Imagine the first day of freshman year. More specifically, imagine your first time driving in to Ann Arbor. Remember that big sign that says, “Welcome to the University of Michigan?” Probably not, because there isn’t one. What the University does have as the distinguishing landmark between greater Ann Arbor and campus is a big empty parking lot that reads: “Red lot. Permit only.”

Now re-imagine that first day of freshman year. Imagine that the Michigan Marching Band practiced in that empty parking lot instead of Elbel Field. Imagine arriving on campus for the first time, nervous about a new roommate and college classes, your car packed with dorm accessories, when all of a sudden you hear a distant “Hail to the Victors” as a welcome to the visitors.

This is one of the visions of Nick Tobier, assistant professor in the School of Art & Design, who gave a lecture called “Interruptions for Everyday Life” last Thursday at the Penny Stamps Distinguished Visitors Series. Tobier played a short video of what this vision might look like. Marching down State Street waving a baton in white uniforms and feathered hats, Tobier gave the audience a glimpse into the whimsical and awakening power of the disruption of everyday life. As car horns blared at the line of marching musicians, laughter filled the crowded Michigan Theater auditorium.

Tobier’s venture into performance art began when he saw an elephant in the streets of New York while walking home from his job at a fish market (a job he said explained his social life at the time). It’s not a typical answer about artistic inspiration, but it has a lot to do with how Tobier makes art now.

“It was something unexpected. Something to make direct contact with and something to take a person out of their isolation,” Tobier said.

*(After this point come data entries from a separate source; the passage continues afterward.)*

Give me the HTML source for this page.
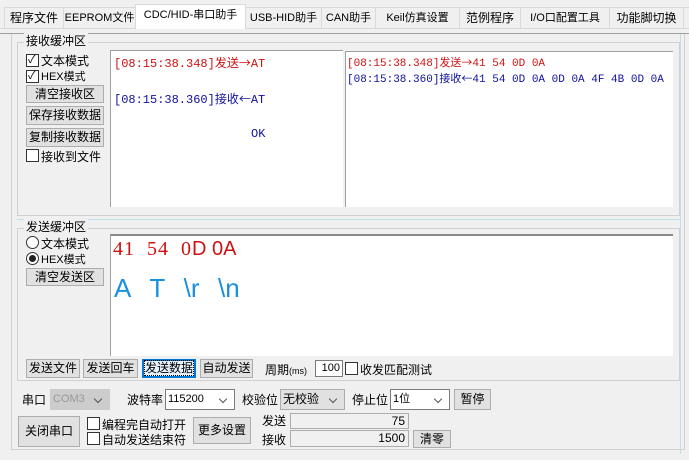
<!DOCTYPE html>
<html><head><meta charset="utf-8"><style>
*{box-sizing:border-box;margin:0;padding:0}
body{width:689px;height:460px;background:#f0f0f0;font-family:"Liberation Sans","Noto Sans CJK SC",sans-serif;font-size:12px;color:#000;position:relative;overflow:hidden}
.a{position:absolute;white-space:nowrap}
.tab{position:absolute;top:7px;height:21px;border:1px solid #d9d9d9;border-bottom:none;background:#f0f0f0;text-align:center;line-height:20px;font-size:12px}
.tab.act{background:#fff;top:4px;height:25px;border-color:#d9d9d9}
.btn{position:absolute;background:#e1e1e1;border:1px solid #adadad;text-align:center;font-size:12px}
.cb{position:absolute;width:13px;height:13px;border:1px solid #333;background:#fff}
.mono{font-family:"Liberation Mono","Noto Sans CJK SC",monospace;font-size:12px}
.ar{font-family:"Noto Sans CJK SC",sans-serif;font-size:12px}
.box{position:absolute;background:#fff}
.combo{position:absolute;background:#fff;border:1px solid #7a7a7a;height:21px;line-height:19px;padding-left:2px;font-size:12px}
.combo:after{content:"";position:absolute;right:8px;top:6px;width:5px;height:5px;border-right:1px solid #555;border-bottom:1px solid #555;transform:rotate(45deg)}
.field{position:absolute;background:#f0f0f0;border:1px solid #adadad;text-align:right;padding-right:3px;line-height:14px;font-size:12px}
</style></head><body>
<div class="a" style="left:0;top:28px;width:689px;height:432px;background:#f0f0f0;border-top:1px solid #d9d9d9"></div>
<div class="tab" style="left:4px;width:60px">程序文件</div>
<div class="tab" style="left:63px;width:73px;font-size:11px">EEPROM文件</div>
<div class="tab act" style="left:135px;width:111px;font-size:11px">CDC/HID-串口助手</div>
<div class="tab" style="left:245px;width:77px;font-size:11px">USB-HID助手</div>
<div class="tab" style="left:321px;width:55px;font-size:11px">CAN助手</div>
<div class="tab" style="left:375px;width:85px;font-size:11px">Keil仿真设置</div>
<div class="tab" style="left:459px;width:62px">范例程序</div>
<div class="tab" style="left:520px;width:90px;font-size:11px">I/O口配置工具</div>
<div class="tab" style="left:609px;width:75px">功能脚切换</div>
<div class="tab" style="left:683px;width:10px"></div>
<div class="a" style="left:0;top:33px;width:689px;height:1px;background:#a0a0a0"></div>
<div class="a" style="left:11px;top:34px;width:674px;height:416px;border:1px solid #d0d0d0;border-top:none"></div>
<div class="a" style="left:680px;top:34px;width:1px;height:420px;background:#c5dde8"></div>
<!-- receive group -->
<div class="a" style="left:17px;top:42px;width:663px;height:174px;border:1px solid #d0d0d0"></div>
<div class="a" style="left:17px;top:219px;width:663px;height:1px;background:#bfe0ec"></div>
<div class="a" style="left:24px;top:33px;background:#f0f0f0;padding:0 2px;line-height:16px">接收缓冲区</div>
<div class="cb" style="left:26px;top:54px"></div><div class="a" style="left:28px;top:51px;font-size:11px">✓</div><div class="a" style="left:41px;top:52px">文本模式</div>
<div class="cb" style="left:26px;top:70px"></div><div class="a" style="left:28px;top:67px;font-size:11px">✓</div><div class="a" style="left:41px;top:68px;font-size:11px">HEX模式</div>
<div class="btn" style="left:26px;top:85px;width:78px;height:18px;line-height:16px">清空接收区</div>
<div class="btn" style="left:26px;top:106px;width:78px;height:19px;line-height:17px">保存接收数据</div>
<div class="btn" style="left:26px;top:128px;width:78px;height:19px;line-height:17px">复制接收数据</div>
<div class="cb" style="left:26px;top:149px"></div><div class="a" style="left:41px;top:148px">接收到文件</div>
<div class="box" style="left:110px;top:50px;width:233px;height:157px;border-left:1px solid #a0a0a0;border-top:1px solid #a0a0a0"></div>
<div class="a mono" style="left:114px;top:54px;color:#d01010">[08:15:38.348]发送<span class="ar">→</span>AT</div>
<div class="a mono" style="left:114px;top:90px;color:#1010a0">[08:15:38.360]接收<span class="ar">←</span>AT</div>
<div class="a mono" style="left:251px;top:127px;color:#1010a0">OK</div>
<div class="box" style="left:345px;top:51px;width:328px;height:156px;border-left:1px solid #a0a0a0;border-top:1px solid #a0a0a0"></div>
<div class="a mono" style="left:347px;top:54px;color:#d01010;font-size:11px">[08:15:38.348]发送<span class="ar" style="font-size:11px">→</span>41 54 0D 0A</div>
<div class="a mono" style="left:347px;top:70px;color:#1010a0;font-size:11px">[08:15:38.360]接收<span class="ar" style="font-size:11px">←</span>41 54 0D 0A 0D 0A 4F 4B 0D 0A</div>
<!-- send group -->
<div class="a" style="left:17px;top:228px;width:663px;height:153px;border:1px solid #d0d0d0"></div>
<div class="a" style="left:24px;top:219px;background:#f0f0f0;padding:0 2px;line-height:16px">发送缓冲区</div>
<div class="cb" style="left:26px;top:236px;border-radius:50%"></div><div class="a" style="left:41px;top:235px">文本模式</div>
<div class="cb" style="left:26px;top:252px;border-radius:50%"></div><div class="a" style="left:29px;top:255px;width:7px;height:7px;border-radius:50%;background:#222"></div><div class="a" style="left:41px;top:251px;font-size:11px">HEX模式</div>
<div class="btn" style="left:26px;top:268px;width:78px;height:18px;line-height:16px">清空发送区</div>
<div class="box" style="left:110px;top:234px;width:563px;height:122px;border-top:2px solid #888;border-left:1px solid #a0a0a0"></div>
<div class="a" style="left:113px;top:238px;color:#d01010;font-size:20px;font-family:'Liberation Serif',serif;letter-spacing:1px">41&nbsp; 54&nbsp; 0<span style="font-family:'Liberation Sans',sans-serif;letter-spacing:0">D 0A</span></div>
<div class="a" style="left:114px;top:273px;color:#1a90e0;font-size:26px;word-spacing:2px">A&nbsp; T&nbsp; \r&nbsp; \n</div>
<div class="btn" style="left:26px;top:359px;width:54px;height:19px;line-height:17px">发送文件</div>
<div class="btn" style="left:83px;top:359px;width:55px;height:19px;line-height:17px">发送回车</div>
<div class="btn" style="left:142px;top:359px;width:54px;height:19px;line-height:15px;border:2px solid #0078d7;background:#e5f1fb"><span style="outline:1px dotted #000">发送数据</span></div>
<div class="btn" style="left:200px;top:359px;width:53px;height:19px;line-height:17px">自动发送</div>
<div class="a" style="left:265px;top:361px">周期<span style="font-size:9px">(ms)</span></div>
<div class="a" style="left:315px;top:360px;width:28px;height:17px;background:#fff;border:1px solid #7a7a7a;text-align:right;padding-right:2px;line-height:15px;font-size:11px">100</div>
<div class="cb" style="left:345px;top:362px"></div><div class="a" style="left:360px;top:361px">收发匹配测试</div>
<!-- bottom -->
<div class="a" style="left:22px;top:391px">串口</div>
<div class="combo" style="left:50px;top:389px;width:60px;background:#ccc;border-color:#ccc;color:#999;font-size:11px">COM3</div>
<div class="a" style="left:127px;top:391px">波特率</div>
<div class="combo" style="left:165px;top:389px;width:70px;font-size:11px">115200</div>
<div class="a" style="left:242px;top:391px">校验位</div>
<div class="combo" style="left:280px;top:389px;width:65px;background:#e1e1e1;border-color:#adadad">无校验</div>
<div class="a" style="left:352px;top:391px">停止位</div>
<div class="combo" style="left:390px;top:389px;width:60px;font-size:11px">1位</div>
<div class="btn" style="left:454px;top:389px;width:37px;height:21px;line-height:19px">暂停</div>
<div class="btn" style="left:18px;top:416px;width:62px;height:31px;line-height:29px">关闭串口</div>
<div class="cb" style="left:87px;top:417px"></div><div class="a" style="left:102px;top:416px">编程完自动打开</div>
<div class="cb" style="left:87px;top:432px"></div><div class="a" style="left:102px;top:431px">自动发送结束符</div>
<div class="btn" style="left:193px;top:417px;width:58px;height:27px;line-height:25px">更多设置</div>
<div class="a" style="left:262px;top:412px">发送</div>
<div class="a" style="left:262px;top:431px">接收</div>
<div class="field" style="left:290px;top:413px;width:119px;height:16px">75</div>
<div class="field" style="left:290px;top:430px;width:119px;height:17px">1500</div>
<div class="btn" style="left:413px;top:430px;width:38px;height:18px;line-height:16px">清零</div>
</body></html>
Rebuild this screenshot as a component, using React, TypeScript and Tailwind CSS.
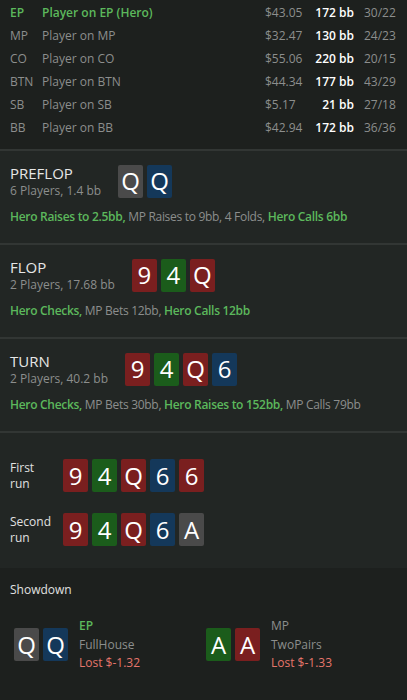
import React from "react";

type C = { r: string; c: "red" | "green" | "blue" | "grey" };

const bg: Record<string, string> = {
  red: "bg-[#7a1f1f]",
  green: "bg-[#1b5c1b]",
  blue: "bg-[#14385a]",
  grey: "bg-[#4a4a4a]",
};

function Card({ r, c }: C) {
  return (
    <div
      className={`${bg[c]} w-[25px] h-[33px] rounded-[2px] flex items-center justify-center text-white text-[24px] leading-none`}
    >
      {r}
    </div>
  );
}

function Cards({ cards }: { cards: C[] }) {
  return (
    <div className="flex gap-[4px]">
      {cards.map((c, i) => (
        <Card key={i} {...c} />
      ))}
    </div>
  );
}

const players = [
  { pos: "EP", name: "Player on EP (Hero)", money: "$43.05", bb: "172 bb", stat: "30/22", hero: true },
  { pos: "MP", name: "Player on MP", money: "$32.47", bb: "130 bb", stat: "24/23" },
  { pos: "CO", name: "Player on CO", money: "$55.06", bb: "220 bb", stat: "20/15" },
  { pos: "BTN", name: "Player on BTN", money: "$44.34", bb: "177 bb", stat: "43/29" },
  { pos: "SB", name: "Player on SB", money: "$5.17", bb: "21 bb", stat: "27/18" },
  { pos: "BB", name: "Player on BB", money: "$42.94", bb: "172 bb", stat: "36/36" },
];

type A = { t: string; h?: boolean };

function Street({ title, sub, cards, actions }: { title: string; sub: string; cards: C[]; actions: A[] }) {
  return (
    <div className="bg-[#222624] border-t-2 border-[#323634] px-[10px] pt-[12px] h-[94px]">
      <div className="flex items-center">
        <div className="mr-[17px] pt-[1px]">
          <div className="text-[15px] leading-[19px] text-[#e6e6e6]">{title}</div>
          <div className="text-[12px] leading-[16px] text-[#8c8e8d]">{sub}</div>
        </div>
        <Cards cards={cards} />
      </div>
      <div className="mt-[10px] text-[12px] leading-[16px] text-[#8c8e8d] tracking-[-0.3px]">
        {actions.map((a, i) => (
          <span key={i} className={a.h ? "text-[#5cb85c] font-semibold" : ""}>
            {a.t}
            {i < actions.length - 1 ? ", " : ""}
          </span>
        ))}
      </div>
    </div>
  );
}

const R = (r: string): C => ({ r, c: "red" });
const G = (r: string): C => ({ r, c: "green" });
const B = (r: string): C => ({ r, c: "blue" });
const Y = (r: string): C => ({ r, c: "grey" });

export default function App() {
  return (
    <div
      className="w-[407px] h-[700px] bg-[#1d201e] overflow-hidden"
      style={{ fontFamily: '"Open Sans", "Noto Sans", sans-serif' }}
    >
      <div className="pt-[1px] pb-[10px]">
        {players.map((p) => (
          <div key={p.pos} className="flex items-center h-[23px] text-[12px] px-[10px]">
            <div className={`w-[32px] ${p.hero ? "text-[#5cb85c] font-semibold" : "text-[#8c8e8d]"}`}>{p.pos}</div>
            <div className={`w-[223px] ${p.hero ? "text-[#5cb85c] font-semibold" : "text-[#8c8e8d]"}`}>{p.name}</div>
            <div className="w-[44px] text-[#8c8e8d]">{p.money}</div>
            <div className="w-[45px] text-right text-white font-semibold">{p.bb}</div>
            <div className="ml-[10px] text-[#8c8e8d]">{p.stat}</div>
          </div>
        ))}
      </div>
      <Street
        title="PREFLOP"
        sub="6 Players, 1.4 bb"
        cards={[Y("Q"), B("Q")]}
        actions={[
          { t: "Hero Raises to 2.5bb", h: true },
          { t: "MP Raises to 9bb" },
          { t: "4 Folds" },
          { t: "Hero Calls 6bb", h: true },
        ]}
      />
      <Street
        title="FLOP"
        sub="2 Players, 17.68 bb"
        cards={[R("9"), G("4"), R("Q")]}
        actions={[{ t: "Hero Checks", h: true }, { t: "MP Bets 12bb" }, { t: "Hero Calls 12bb", h: true }]}
      />
      <Street
        title="TURN"
        sub="2 Players, 40.2 bb"
        cards={[R("9"), G("4"), R("Q"), B("6")]}
        actions={[
          { t: "Hero Checks", h: true },
          { t: "MP Bets 30bb" },
          { t: "Hero Raises to 152bb", h: true },
          { t: "MP Calls 79bb" },
        ]}
      />
      <div className="bg-[#222624] border-t-2 border-[#323634] h-[137px] px-[10px] pt-[26px] flex flex-col gap-[21px]">
        <div className="flex items-center">
          <div className="w-[53px] text-[12px] leading-[16px] text-[#e0e0e0]">First<br />run</div>
          <Cards cards={[R("9"), G("4"), R("Q"), B("6"), R("6")]} />
        </div>
        <div className="flex items-center">
          <div className="w-[53px] text-[12px] leading-[16px] text-[#e0e0e0]">Second<br />run</div>
          <Cards cards={[R("9"), G("4"), R("Q"), B("6"), Y("A")]} />
        </div>
      </div>
      <div className="px-[10px] pt-[14px]">
        <div className="text-[12px] leading-[16px] text-[#e0e0e0]">Showdown</div>
        <div className="flex mt-[19px] pl-[4px]">
          <div className="flex items-center w-[192px]">
            <Cards cards={[Y("Q"), B("Q")]} />
            <div className="ml-[11px] text-[12px] leading-[18.5px]">
              <div className="text-[#5cb85c] font-semibold">EP</div>
              <div className="text-[#8c8e8d]">FullHouse</div>
              <div className="text-[#e5766b]">Lost $-1.32</div>
            </div>
          </div>
          <div className="flex items-center">
            <Cards cards={[G("A"), R("A")]} />
            <div className="ml-[11px] text-[12px] leading-[18.5px]">
              <div className="text-[#8c8e8d]">MP</div>
              <div className="text-[#8c8e8d]">TwoPairs</div>
              <div className="text-[#e5766b]">Lost $-1.33</div>
            </div>
          </div>
        </div>
      </div>
    </div>
  );
}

He later asked others to contribute personal experiences with this type of interruption. Perhaps it’s the researcher who plays harmonica on the Diag and makes the tired student stop and smile, or the Ghost and Pac Man chase in the fishbowl a few years ago that made everyone stop studying for a minute to laugh. Tobier takes the spark from these exchanges and recreates them as the pivotal part of his performances.

Tobier was not always a performance artist; he began his career as a wood sculptor. Making contraptions like a two-foot-by-six-foot wooden box that could operate as the world’s smallest apartment, complete with bed, workspace and storage space, Tobier soon gave up his wood sculpting studio, and made people, the city and even the world his new workspace.

“I’d walk through New York where I grew up, where I was living, and I’d see all these amazing things in the street and I’d open this big door with a padlock and I’d go inside my studio and I’d make wood things. Wood sculptures that had absolutely nothing to do with what I was walking through,” Tobier said in a Play Gallery video.

“What I realized at a certain point was that I had a studio life that was completely separate from the life around me.”

The first project that Tobier created to close the gap between his art and his life in the city was a portable bridge that he set up over the small ponds that formed around the sewers after a snow melt. Tobier took an active role, helping people cross the wooden structure and engaging them in conversation when they said such things as, “I’m so glad the city is finally doing something about this problem.”

Another project involved building a portable hot chocolate stand made out of a red patchwork canopy that produced a warm glow when people stepped inside. When Tobier showed a picture of a policeman leaning out of his window to get a hot chocolate, it is clear that his work is connecting all types of people by shaking them out of their routines.